Stocks in the U.S wrapped up a volatile week with a solid rally on Friday but still left the major averages mostly lower for the week.
Banks unexpectedly led the Friday rally, while technology stocks also helped the market recover from a 251-point beating on Thursday, attributed largely to a trader revolt against the Federal Reserve failing to provide another round of quantitative easing stimulus.
The Dow Jones Industrial Index and Standard & Poor's 500 both finished up mildly on Friday, 67.21 points, or 0.5%, and 9.51 points, or 0.7%, respectively. The Nasdaq added 33.33 points, up 1.2%.
Traders had worried about bank stocks heading into Friday, after Moody’s Investors Service downgraded the credit ratings of 15 of the world’s largest banks late on Thursday. Those fears were turned on their head when financials rallied and actually led the market.
The relatively sanguine view of the bank downgrades was likely due to relief that they were less severe than expected, with many analysts anticipating that the biggest names would fall three notches when in fact most fell just two, with only one dropping three notches.

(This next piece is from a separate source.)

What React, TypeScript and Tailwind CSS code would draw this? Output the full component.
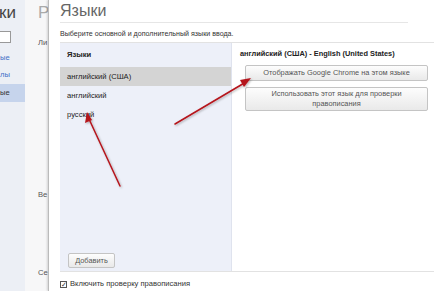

There was no data of note out in the US on Friday, but in Germany it was revealed the IFO survey of business confidence fell to a two-year low this month. More evidence of a deteriorating European economy amid a wider slowing of the global economy.
The eurozone central bank has announced a widening of access to its funds through increasing the collateral it will accept from banks in the form of non-standard assets, such as mortgages, car loans and lower rated securities. The last time the ECB relaxed its requirements a cut to the cash rate followed, and it is expected the ECB will cut to 0.5% from 1.0% next week.
The US dollar index fell back slightly to 82.21 on Friday as the euro managed to recover some ground. The Aussie crept up 0.3% to US$1.0064 and gold scraped back US$7.10 to US$1572.30/oz. The US ten-year bond did not rise much in price on the Thursday, but on Friday the news of further ECB easing saw the ten-year yield rise 5bps to 1.67%.
News of a tropical storm building in the Gulf had oil recovering, with West Texas up US$1.56 to US$79.76/bbl and Brent up US$1.75 to US$90.98/bbl, although the storm has since appeared to have subsided. Base metals were little moved.
In economic news, this week will be dominated by US economic data. The US sees the Chicago Fed national activity index tonight along with new home sales, and the Case-Shiller house price index on Tuesday along with the Richmond Fed manufacturing index and the Conference Board leading economic index. Wednesday it's pending home sales and durable goods, and on Thursday the final revision of March quarter GDP will be made before we start looking at June quarter numbers. Expectations are for the March result to be unchanged at 1.9% growth. Friday's data include the Chicago PMI and the fortnightly consumer sentiment index along with personal income and spending.
The UK will also make a last revision to March quarter GDP on Thursday as a eurozone measure of business and consumer confidence is released, all in time for the summit.
It's a bit of an economic non-event in Australia this week, with Friday's building permits and private sector credit the only highlights.
Metcash (MTS) will release its full-year result on Thursday.